Summaries of health policy coverage from major news organizations.

Poll: Many Think Justices’ Ideologies Will Affect High Court’s Health Law Decision

According to a Kaiser Family Foundation January tracking poll, a majority of Americans believe the Supreme Court's health law ruling will result from the justices' own ideology rather than legal analysis. The poll also found that the public believes the uninsured will benefit most from the overhaul. 

Politico Pro: Public Thinks Ideology Will Drive ACA Ruling
The American public has little faith that partisan politics can be put aside when the Supreme Court decides on the Affordable Care Act this year, a new survey finds. Seventy-five percent said they think ideological beliefs influence decisions made by the Supreme Court justices, while just 17 percent think pure, nonpartisan legal analysis drives their decisions, according to the January Kaiser Health Tracking Poll. Further, 60 percent believe the justices will inject personal politics into their decision on health care reform's individual mandate, while 28 percent said politics won't factor into their decision on the provision (Millman, 1/26).

Kaiser Health News: Majority Of Americans Think Ideology Will Affect High Court's Ruling On Health Law
With the Supreme Court just two months away from hearing a historic legal challenge to the 2010 health law, nearly 60 percent of the public expects the justices to depend more on personal ideology than a legal analysis of the individual mandate, according to the Kaiser Family Foundation's January health tracking poll (Carey, 1/26).

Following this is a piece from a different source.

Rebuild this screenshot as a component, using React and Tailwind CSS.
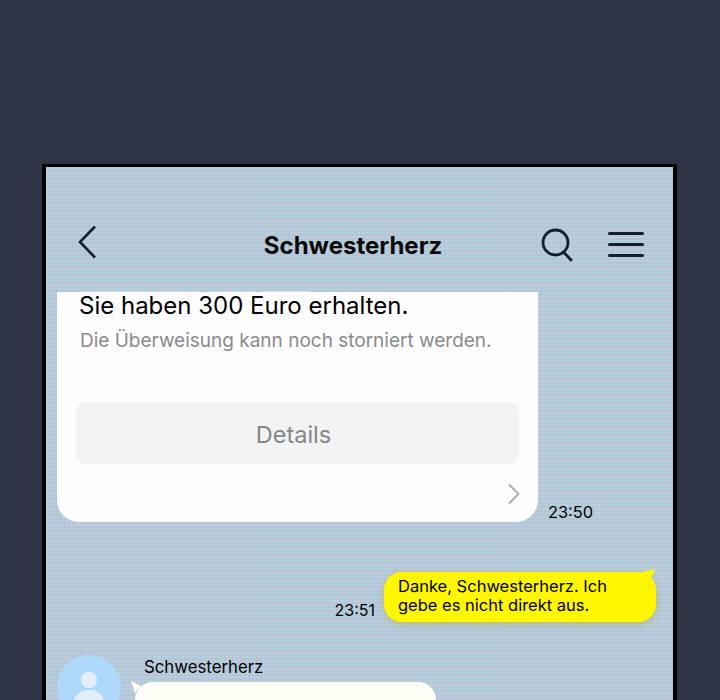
import { ChevronRight } from 'lucide-react'

const font = { fontFamily: 'Inter, "Noto Sans", sans-serif' }

function Header() {
  return (
    <div className="flex h-[125px] items-center pl-[31px] pr-[29px] pt-[30px] text-[#0a0a0a]">
      <svg className="-mt-[6px]" width="20" height="34" viewBox="0 0 20 34" fill="none" stroke="#16202a" strokeWidth="2.6">
        <path d="M18 1.5 L3 17 L18 32.5" />
      </svg>
      <h1 className="flex-1 pl-[68px] pt-[2px] text-center text-[24px] leading-none font-bold">Schwesterherz</h1>
      <svg width="32" height="34" viewBox="0 0 32 34" fill="none" stroke="#12202a" strokeWidth="2.8" strokeLinecap="round">
        <circle cx="14.5" cy="14.5" r="12.5" />
        <path d="M22.5 24 L30 32" />
      </svg>
      <div className="ml-[35px] flex w-[36px] flex-col gap-[8px]">
        <div className="h-[3px] rounded-full bg-[#12202a]" />
        <div className="h-[3px] rounded-full bg-[#12202a]" />
        <div className="h-[3px] rounded-full bg-[#12202a]" />
      </div>
    </div>
  )
}

function TransferCard() {
  return (
    <div className="relative flex items-end pl-[11px]">
      {/* cut-off line of text peeking above the card */}
      <div className="absolute -top-[1px] left-[34px] flex h-[1px] gap-[6px]">
        <div className="w-[120px] bg-white/30" />
        <div className="w-[50px] bg-white/30" />
        <div className="w-[48px] bg-white/50" />
      </div>
      <div className="h-[230px] w-[481px] rounded-b-[22px] bg-[#fdfcfe] px-[19px] text-black">
        <p className="-mt-px pl-[3px] text-[24px] leading-[30px]">Sie haben 300 Euro erhalten.</p>
        <p className="mt-[5px] pl-[4px] text-[19px] leading-[30px] text-[#8b8b8b]">Die Überweisung kann noch storniert werden.</p>
        <div className="mt-[46px] flex h-[62px] items-center justify-center rounded-[10px] bg-[#f4f3f4] pr-[8px] pt-[3px] text-[23.5px] text-[#858585]">
          Details
        </div>
        <div className="mt-[12px] flex justify-end">
          <ChevronRight size={36} strokeWidth={1.3} className="mr-[-13px] text-[#aeaeae]" />
        </div>
      </div>
      <span className="mb-[-1px] ml-[10px] text-[16.4px] leading-[22px] text-black">23:50</span>
    </div>
  )
}

function MyMessage() {
  return (
    <div className="mt-[50px] flex items-end justify-end pr-[17px]">
      <span className="mb-[1px] mr-[9px] text-[16px] leading-[22px] text-black">23:51</span>
      <div className="relative h-[50px] w-[272px] rounded-[18px] bg-[#fff700] px-[14px] pt-[5px] text-[16.5px] leading-[19px] text-black shadow-[0_2px_6px_rgba(190,180,60,0.6)]">
        <svg className="absolute -top-[3px] right-0" width="14" height="10" viewBox="0 0 14 10">
          <path d="M0 3 L13 0 L9 10 Z" fill="#fff700" />
        </svg>
        <p>Danke, Schwesterherz. Ich gebe es nicht direkt aus.</p>
      </div>
    </div>
  )
}

function OtherMessage() {
  return (
    <div className="mt-[33px] flex pl-[11px]">
      <div className="relative h-[64px] w-[64px] shrink-0 overflow-hidden rounded-full bg-[#aed9fb]">
        <div className="absolute left-[24px] top-[17px] h-[16px] w-[16px] rounded-full bg-[#e3eef8]" />
        <div className="absolute left-[16px] top-[35px] h-[30px] w-[32px] rounded-full bg-[#e3eef8]" />
      </div>
      <div className="ml-[23px] flex-1">
        <p className="text-[16.8px] leading-[24px] text-black">Schwesterherz</p>
        <div className="relative mt-[3px] ml-[-9px] h-[60px] w-[301px] rounded-[18px] bg-[#fefdf6]">
          <svg className="absolute -left-[4px] -top-px" width="10" height="12" viewBox="0 0 10 12">
            <path d="M0 0 L10 5 L4 12 Z" fill="#fefdf6" />
          </svg>
        </div>
      </div>
    </div>
  )
}

export default function App() {
  return (
    <div className="h-[700px] overflow-hidden bg-[#2e3346] pl-[42px] pr-[43px] pt-[164px]" style={font}>
      <div className="h-[600px] border-x-[4px] border-t-[3px] border-black bg-[#b6cad9] bg-[repeating-linear-gradient(90deg,rgba(255,255,255,0.03)_0px,rgba(255,255,255,0.03)_2px,rgba(120,130,160,0.03)_2px,rgba(120,130,160,0.03)_4px),repeating-linear-gradient(0deg,rgba(190,185,225,0.35)_0px,rgba(190,185,225,0.35)_2px,rgba(175,220,215,0.35)_2px,rgba(175,220,215,0.35)_4px)]">
        <Header />
        <TransferCard />
        <MyMessage />
        <OtherMessage />
      </div>
    </div>
  )
}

Modern Healthcare: Most People Believe Reform Law Will Help Uninsured The Most: Poll
The public believes the uninsured will benefit the most from the 2010 federal healthcare overhaul, while physicians will suffer its most detrimental impacts, according to a recent public poll by the Kaiser Family Foundation. The monthly Kaiser Health Tracking Poll released Thursday found 53% expected the law to benefit people without insurance, while 25% expected it to leave them worse off (Daly, 1/26).